Yaritzel is a modern Spanish-style elaboration, likely related to Yaritza-type names.
Yaritzel is a name with roots in the cultural intersection of the Caribbean, Mesoamerica, and contemporary Latinx naming practice. The 'Yari-' element appears in names like Yaritza and Yarixa, which some researchers trace to Taíno origins—the indigenous people of the Caribbean islands, including Puerto Rico, Cuba, and Hispaniola, whose language contributed dozens of words to Spanish and English (hammock, hurricane, tobacco, canoe). Taíno naming traditions, though largely lost to colonial erasure, have seen renewed scholarly and cultural interest as Caribbean communities reclaim their indigenous heritage.
The '-tzel' or '-zel' suffix carries echoes of Nahuatl, the language of the Aztec civilization and still spoken by over a million people in Mexico today. Nahuatl names ending in similar sounds—Xóchitl, Citlali, Itzel—have become touchstones of Latinx naming culture in the United States, appearing in communities with Mexican heritage and increasingly beyond as symbols of pre-Columbian identity and pride. Itzel, one of the most popular names of this family, is associated in some traditions with the Mayan moon goddess Ix Chel, and names in this register carry a sense of ancient luminosity.

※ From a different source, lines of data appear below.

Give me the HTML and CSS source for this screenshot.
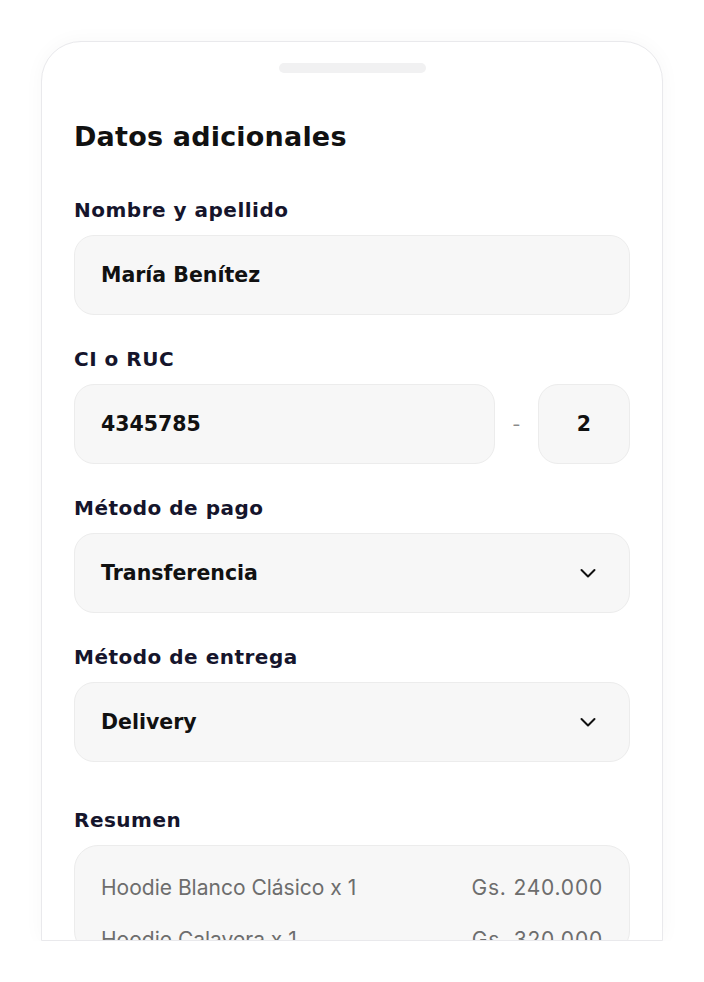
FILE: index.html
```html
<!DOCTYPE html>
<html lang="es">
<head>
<meta charset="utf-8">
<title>Datos adicionales</title>
<link rel="stylesheet" href="styles.css">
</head>
<body>
<div class="sheet">
  <div class="handle"></div>
  <h1 class="title">Datos adicionales</h1>

  <div class="field first">
    <div class="label">Nombre y apellido</div>
    <div class="input">María Benítez</div>
  </div>

  <div class="field">
    <div class="label">CI o RUC</div>
    <div class="ruc-row">
      <div class="input grow">4345785</div>
      <span class="dash">-</span>
      <div class="input dv">2</div>
    </div>
  </div>

  <div class="field">
    <div class="label">Método de pago</div>
    <div class="input select">
      <span>Transferencia</span>
      <svg class="chev" width="20" height="20" viewBox="0 0 20 20"><path d="M3.5 7l6.5 6.5 6.5-6.5" fill="none" stroke="#111" stroke-width="2" stroke-linecap="round" stroke-linejoin="round"/></svg>
    </div>
  </div>

  <div class="field">
    <div class="label">Método de entrega</div>
    <div class="input select">
      <span>Delivery</span>
      <svg class="chev" width="20" height="20" viewBox="0 0 20 20"><path d="M3.5 7l6.5 6.5 6.5-6.5" fill="none" stroke="#111" stroke-width="2" stroke-linecap="round" stroke-linejoin="round"/></svg>
    </div>
  </div>

  <div class="field summary-field">
    <div class="label">Resumen</div>
    <div class="summary">
      <div class="row"><span>Hoodie Blanco Clásico x 1</span><span>Gs. 240.000</span></div>
      <div class="row"><span>Hoodie Calavera x 1</span><span>Gs. 320.000</span></div>
    </div>
  </div>
</div>
</body>
</html>
```

FILE: styles.css
```css
* { box-sizing: border-box; }
html, body { margin: 0; background: #ffffff; }
body {
  padding: 41px 41px 0 41px;
  font-family: Inter, "Noto Sans", sans-serif;
  color: #0f0f1a;
}
.sheet {
  width: 622px;
  height: 900px;
  overflow: hidden;
  background: #fff;
  border: 1px solid #e9e9ec;
  border-radius: 40px 40px 0 0;
  box-shadow: 0 0 20px rgba(0,0,0,0.035);
  padding: 21px 32px 0 32px;
  display: flex;
  flex-direction: column;
}
.handle {
  align-self: center;
  flex: 0 0 10px;
  width: 147px;
  height: 10px;
  border-radius: 5px;
  background: #f1f1f2;
}
.title {
  margin: 47px 0 0 0;
  font-family: "DejaVu Sans", sans-serif;
  font-size: 27px;
  line-height: 34px;
  font-weight: 700;
  color: #111;
  letter-spacing: 0.2px;
}
.field { display: flex; flex-direction: column; }
.label {
  font-family: "DejaVu Sans", sans-serif;
  font-size: 20px;
  line-height: 26px;
  font-weight: 700;
  color: #15152c;
  letter-spacing: 0.5px;
  margin-top: 31px;
  margin-bottom: 12px;
}
.first .label { margin-top: 43px; }
.input {
  height: 80px;
  background: #f7f7f7;
  border: 1px solid #ececec;
  border-radius: 20px;
  padding: 0 26px;
  display: flex;
  align-items: center;
  font-family: "DejaVu Sans", sans-serif;
  font-size: 20.5px;
  font-weight: 700;
  color: #111;
}
.ruc-row { display: flex; align-items: center; }
.grow { flex: 1; }
.dash {
  width: 43px;
  text-align: center;
  color: #8a8a8a;
  font-size: 18px;
}
.dv { width: 92px; justify-content: center; padding: 0; }
.select { justify-content: space-between; padding-right: 31px; }
.chev { display: block; }
.summary-field .label { margin-top: 45px; }
.summary {
  background: #f7f7f7;
  border: 1px solid #ececec;
  border-radius: 24px;
  padding: 28px 26px 0 26px;
  display: flex;
  flex-direction: column;
  gap: 24px;
}
.row {
  display: flex;
  justify-content: space-between;
  font-size: 21px;
  line-height: 28px;
  color: #6d6d6d;
  font-weight: 400;
}
.row span:last-child { letter-spacing: 0.8px; }
```
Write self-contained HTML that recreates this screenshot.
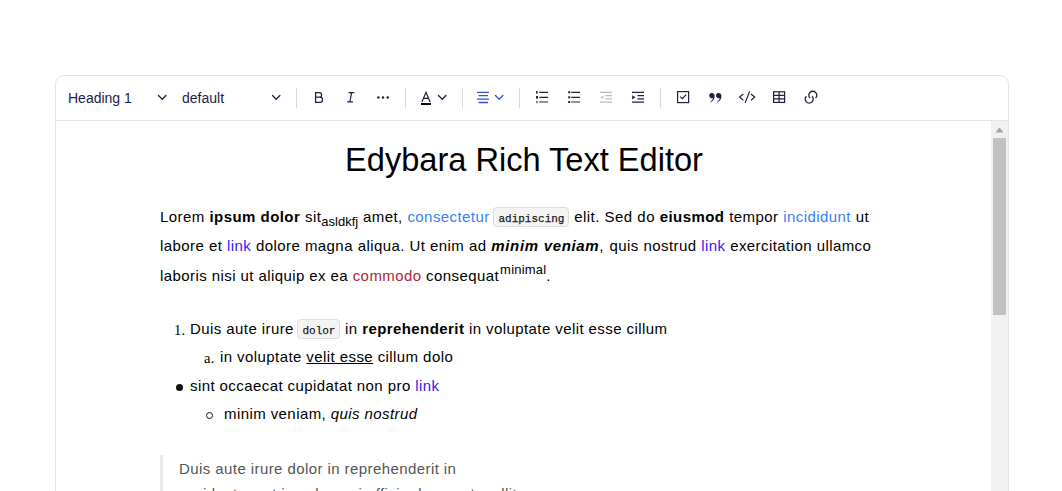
<!DOCTYPE html>
<html><head><meta charset="utf-8">
<style>
*{box-sizing:border-box;margin:0;padding:0}
html,body{width:1062px;height:491px;overflow:hidden;background:#fff;font-family:"Liberation Sans",sans-serif;color:#111}
.abs{position:absolute}
.editor{position:absolute;left:55px;top:75px;width:954px;height:460px;border:1px solid #e4e4e4;border-radius:9px;background:#fff}
.tbline{position:absolute;left:56px;top:120px;width:952px;height:1px;background:#e4e4e4}
.sel{position:absolute;font-size:14px;line-height:16px;color:#1d2244;white-space:nowrap}
.sep{position:absolute;top:88px;width:1px;height:20px;background:#d9d9d9}
.scroll{position:absolute;left:991px;top:121px;width:17px;height:370px;background:#f1f1f1}
.thumb{position:absolute;left:993px;width:13px;top:138px;height:177px;background:#c1c1c1}
.h1{position:absolute;left:0;width:1048px;text-align:center;font-size:32.6px;line-height:40px;color:#000;white-space:nowrap}
.p{position:absolute;left:160px;white-space:nowrap;font-size:15px;letter-spacing:0.42px;line-height:20px;color:#000}
.lnk{color:#2f1cf0}
.lb{color:#3580f8}
.red{color:#a8283a}
code{font-family:"Liberation Mono",monospace;font-size:11px;background:#f4f4f4;border:1px solid #dedede;border-radius:4px;padding:5px 4px 1px;letter-spacing:0;margin-left:-1px;color:#1a1a1a;-webkit-text-stroke:0.25px #1a1a1a}
sub{font-size:13px;letter-spacing:0;vertical-align:-4px;line-height:0}
sup{font-size:13px;letter-spacing:0.2px;vertical-align:7px;line-height:0;margin-left:1px}
svg{position:absolute;overflow:visible}
</style></head><body>
<div class="editor"></div>
<div class="tbline"></div>
<div class="sel" style="left:68px;top:90px">Heading 1</div>
<svg style="left:0;top:0" width="1062" height="130">
  <g fill="none" stroke="#1d2244" stroke-width="1.3" stroke-linecap="round" stroke-linejoin="round">
    <path d="M158.5 95.5 L162.2 99.2 L165.9 95.5"/>
    <path d="M272.5 95.5 L276.2 99.2 L279.9 95.5"/>
    <path d="M438.5 95.5 L442.2 99.2 L445.9 95.5"/>
  </g>
</svg>
<div class="sel" style="left:182px;top:90px">default</div>
<div class="sep" style="left:296px"></div>
<div class="sep" style="left:405px"></div>
<div class="sep" style="left:462px"></div>
<div class="sep" style="left:519px"></div>
<div class="sep" style="left:660px"></div>


<svg style="left:0;top:0" width="1062" height="130"><path d="M315.6 92.6 H319.3 A2.3 2.3 0 0 1 319.3 97.2 H315.6 M315.6 97.2 H320 A2.55 2.55 0 0 1 320 102.3 H315.6 M315.6 92 V102.9" fill="none" stroke="#1d2244" stroke-width="1.25"/></svg>
<svg style="left:0;top:0" width="1062" height="130">
  <g fill="none" stroke="#1d2244" stroke-width="1.2">
    <path d="M348.6 92.6 H354.4 M347.2 101.8 H353 M351.6 92.6 L349.9 101.8"/>
  </g>
  <g fill="#1d2244">
    <circle cx="378.4" cy="97.5" r="1.25"/><circle cx="383" cy="97.5" r="1.25"/><circle cx="387.7" cy="97.5" r="1.25"/>
  </g>
  <g fill="none" stroke="#1d2244" stroke-width="1.2">
    <path d="M421.9 102 L426 92.3 L430.1 102 M423.4 98.4 H428.6"/>
  </g>
  <rect x="421" y="103" width="10" height="2" fill="#000"/>
  <g fill="none" stroke="#3550d0" stroke-width="1.3">
    <path d="M477 92.4 H489 M478.5 95.7 H488 M477 99.1 H489 M478.5 102.5 H488"/>
    <path d="M495.5 95.5 L499.2 99.2 L502.9 95.5" stroke-linecap="round" stroke-linejoin="round"/>
  </g>
  <g fill="none" stroke="#1d2244" stroke-width="1.2">
    <path d="M539.3 92.3 H548.1 M539.3 97.3 H548.1 M539.3 102 H548.1"/>
    <path d="M571.2 92.3 H580 M571.2 97.3 H580 M571.2 102 H580"/>
  </g>
  <g fill="#1d2244">
    <rect x="536" y="91" width="1.6" height="2.6"/>
    <rect x="536" y="96" width="2" height="2.6"/>
    <rect x="536" y="100.7" width="2" height="2.6" fill="#888"/>
    <rect x="568.2" y="91.3" width="2" height="2"/>
    <rect x="568.2" y="96.3" width="2" height="2"/>
    <rect x="568.2" y="101" width="2" height="2"/>
  </g>
  <g fill="none" stroke="#bdbdbd" stroke-width="1.2">
    <path d="M600 92.3 H612 M605.3 95.6 H612 M605.3 98.8 H612 M600 102.2 H612"/>
  </g>
  <path d="M603.3 95.3 L600.3 97.3 L603.3 99.3 Z" fill="#c4c4c4"/>
  <g fill="none" stroke="#1d2244" stroke-width="1.2">
    <path d="M632 92.3 H644 M637.5 95.6 H644 M637.5 98.8 H644 M632 102.2 H644"/>
  </g>
  <path d="M632.2 95.2 L635.4 97.3 L632.2 99.4 Z" fill="#1d2244"/>
  <g fill="none" stroke="#1d2244" stroke-width="1.2">
    <rect x="677.6" y="91.6" width="11" height="11"/>
    <path d="M680.2 96.6 L682.3 98.7 L686.2 94.6"/>
  </g>
  <g fill="#1d2244">
    <path d="M711.6 93 a2.6 2.6 0 1 0 1.4 4.9 c-0.3 1.6 -1.3 3 -2.9 4 l0.5 0.5 c2.6 -1.3 4.1 -3.6 4 -6.3 a2.8 2.8 0 0 0 -3 -3.1 z"/>
    <path d="M718.4 93 a2.6 2.6 0 1 0 1.4 4.9 c-0.3 1.6 -1.3 3 -2.9 4 l0.5 0.5 c2.6 -1.3 4.1 -3.6 4 -6.3 a2.8 2.8 0 0 0 -3 -3.1 z"/>
  </g>
  <g fill="none" stroke="#1d2244" stroke-width="1.2">
    <path d="M743.3 94 L739.6 97.1 L743.3 100.2 M751 94 L754.7 97.1 L751 100.2 M745.2 102.8 L749.6 91.4"/>
    <rect x="773.6" y="91.8" width="11" height="10.6"/>
    <path d="M779.1 91.8 V102.4 M773.6 95.3 H784.6 M773.6 98.9 H784.6"/>
    <path d="M810 98.1 A4 4 0 1 1 815.6 98.1" stroke-width="1.3"/>
    <path d="M812 96.2 A4 4 0 1 1 806.4 96.2" stroke-width="1.3"/>
  </g>
</svg>
<div class="scroll"></div>
<div class="thumb"></div>
<svg style="left:0;top:0" width="1062" height="491"><path d="M995.5 132.5 L999.5 127.5 L1003.5 132.5 Z" fill="#a3a3a3"/></svg>

<div class="h1" style="top:140px">Edybara Rich Text Editor</div>
<div class="p" style="top:207px;word-spacing:0.25px">Lorem <b>ipsum dolor</b> sit<sub>asldkfj</sub> amet, <span class="lb">consectetur</span> <code>adipiscing</code> elit. Sed do <b>eiusmod</b> tempor <span class="lb">incididunt</span> ut</div>
<div class="p" style="top:236px;word-spacing:0.15px">labore et <span class="lnk">link</span> dolore magna aliqua. Ut enim ad <b><i style="letter-spacing:0.65px">minim veniam</i></b>,<span style="margin-left:1px"> quis nostrud <span class="lnk">link</span> exercitation ullamco</span></div>
<div class="p" style="top:266px">laboris nisi ut aliquip ex ea <span class="red">commodo</span> consequat<sup>minimal</sup>.</div>

<div class="p" style="top:320px;left:174px;font-family:'Liberation Serif',serif;font-size:14.5px;letter-spacing:0.3px">1.</div>
<div class="p" style="top:319px;left:190px">Duis aute irure <code>dolor</code> in <b>reprehenderit</b> in voluptate velit esse cillum</div>
<div class="p" style="top:348px;left:204px;font-family:'Liberation Serif',serif;font-size:14.5px;letter-spacing:0.3px">a.</div>
<div class="p" style="top:347px;left:220px">in voluptate <u>velit esse</u> cillum dolo</div>
<div class="abs" style="left:176px;top:384px;width:7px;height:7px;border-radius:50%;background:#111"></div>
<div class="p" style="top:376px;left:190px">sint occaecat cupidatat non pro <span class="lnk">link</span></div>
<div class="abs" style="left:206px;top:412px;width:7px;height:7px;border-radius:50%;border:1px solid #111"></div>
<div class="p" style="top:404px;left:224px">minim veniam, <i>quis nostrud</i></div>
<div class="abs" style="left:160px;top:455px;width:3px;height:40px;background:#e8e8e8"></div>
<div class="p" style="top:459px;left:179px;color:#555">Duis aute irure dolor in reprehenderit in</div>
<div class="p" style="top:484px;left:180px;color:#555">proident, sunt in culpa qui officia deserunt mollit</div>
</body></html>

Yaritzel thus embodies a distinctly American Latinx phenomenon: the creative synthesis of indigenous Caribbean and Mesoamerican elements into a name that feels both ancient and entirely contemporary. It is the kind of name that honors multilayered ancestry—indigenous, Spanish colonial, and diasporic—while asserting a distinctive identity in the present. In communities where naming is an act of cultural memory and resistance, Yaritzel is a quietly powerful choice.